For some constants cnj. Plugging this into the above equation:

\begin{align*} \sum_{j=0}^n c_{nj} \alpha^j &=1+ \alpha \sum_{k=0}^{n-1} (n-k) \sum_{j=0}^k c_{kj} \alpha^j \\ &=1+\sum_{j=0}^{n-1} \alpha^{j+1}\sum_{k=j}^{n-1} (n-k)c_{kj} \end{align*}

Equating like powers of $\alpha$ gives a recursion relation for cnj:

$$c_{nj}=\sum_{k=j-1}^{n-1} (n-k)c_{k j-1}$$

With initial conditions cn0=1. Now, it turns out these coefficients are (2j)th order polynomials in n. We will be taking the limit as $\alpha$ goes to zero later on, and n will go to p=1/$\sqrt{\alpha}$, so we're only interested in the highest power of n.

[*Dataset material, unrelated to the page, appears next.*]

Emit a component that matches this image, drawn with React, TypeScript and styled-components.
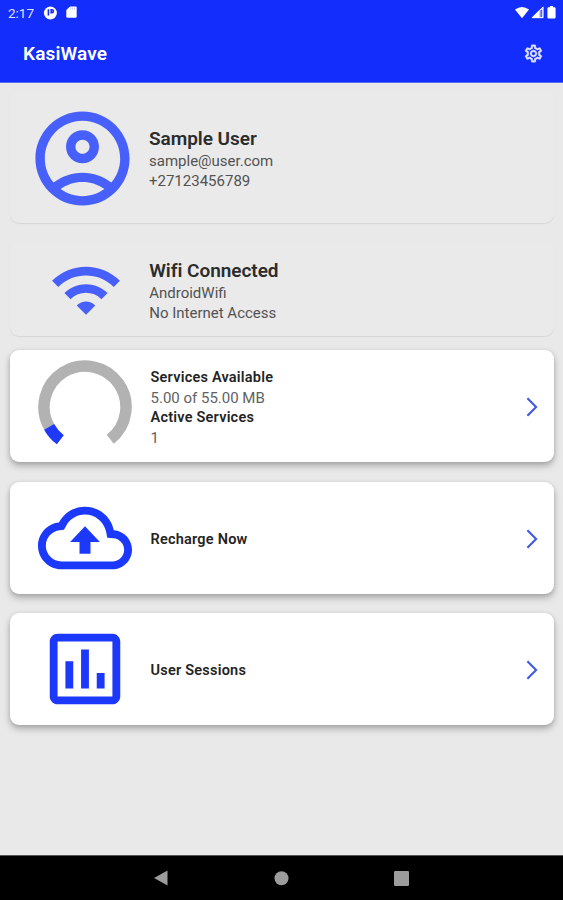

Thus, we will use the approximation:

$$c_{nj} \approx b_j n^{2j}$$

Also, the following approximation holds to first order (as you'll see, we actually approximate a series that doesn't start at 1 by this formula, but the limit justitifies this):

$$\sum_{k=1}^{n-1} k^q \approx \frac{1}{q+1} n^{q+1}$$

So that:

\begin{align*}b_j n^{2j} &= \sum_{k=j-1}^{n-1} (n-k) b_{j-1} k^{2j-2} \\ &=n\sum_{k=j-1}^{n-1}b_{j-1} k^{2j-2}-\sum_{k=j-1}^{n-1} b_{j-1} k^{2j-1} \\ &\approx \frac{1}{2j-1} n^{2j} b_{j-1}- \frac{1}{2j} n^{2j}b_{j-1} \\ &=\frac{1}{(2j)(2j-1)} n^{2j} b_{j-1} \end{align*}

And so:

$$b_{j} = \frac{1}{(2j)(2j-1)} b_{j-1}$$

And together with b0=1, we have our first non-recursive results, even though they're only approximate:

$$b_j= \frac{1}{(2j)!}$$

$$c_{nj} \approx \frac{n^{2j}}{(2j)!}$$

$$a_n \approx \sum_{j=0}^n \frac{n^{2j}}{(2j)!} \alpha^j$$

We are interested in apx (I'm using x here where the OP used n) This is given by (putting back in p):

\begin{align*}a_{px} &\approx \sum_{j=0}^{px} \frac{{(px)}^{2j}}{(2j)!} \frac{(-1)^j}{p^{2j}}\\ &=\sum_{j=0}^{px}(-1)^j \frac{x^{2j}}{(2j)!}\end{align*}

Which, in the limit p>>1/x (x>0) gives:

$$a_{px} &\approx \sum_{j=0}^{\infty} (-1)^j \frac{x^{2j}}{(2j)!}=cos(x)$$

The taylor series for cos(x). Anyone know an easier way?

Last edited: Jan 26, 2006
3. Jan 29, 2006

StatusX

Oh, you're welcome pokeka. Not a problem. Your thank you made it all worth while...

4. Jan 30, 2006

Sartak

If it's any consolation, I am certainly impressed. :)

5. Jan 31, 2006

StatusX

Thanks. Sorry I'm bitter, but I did put a bit of work into that.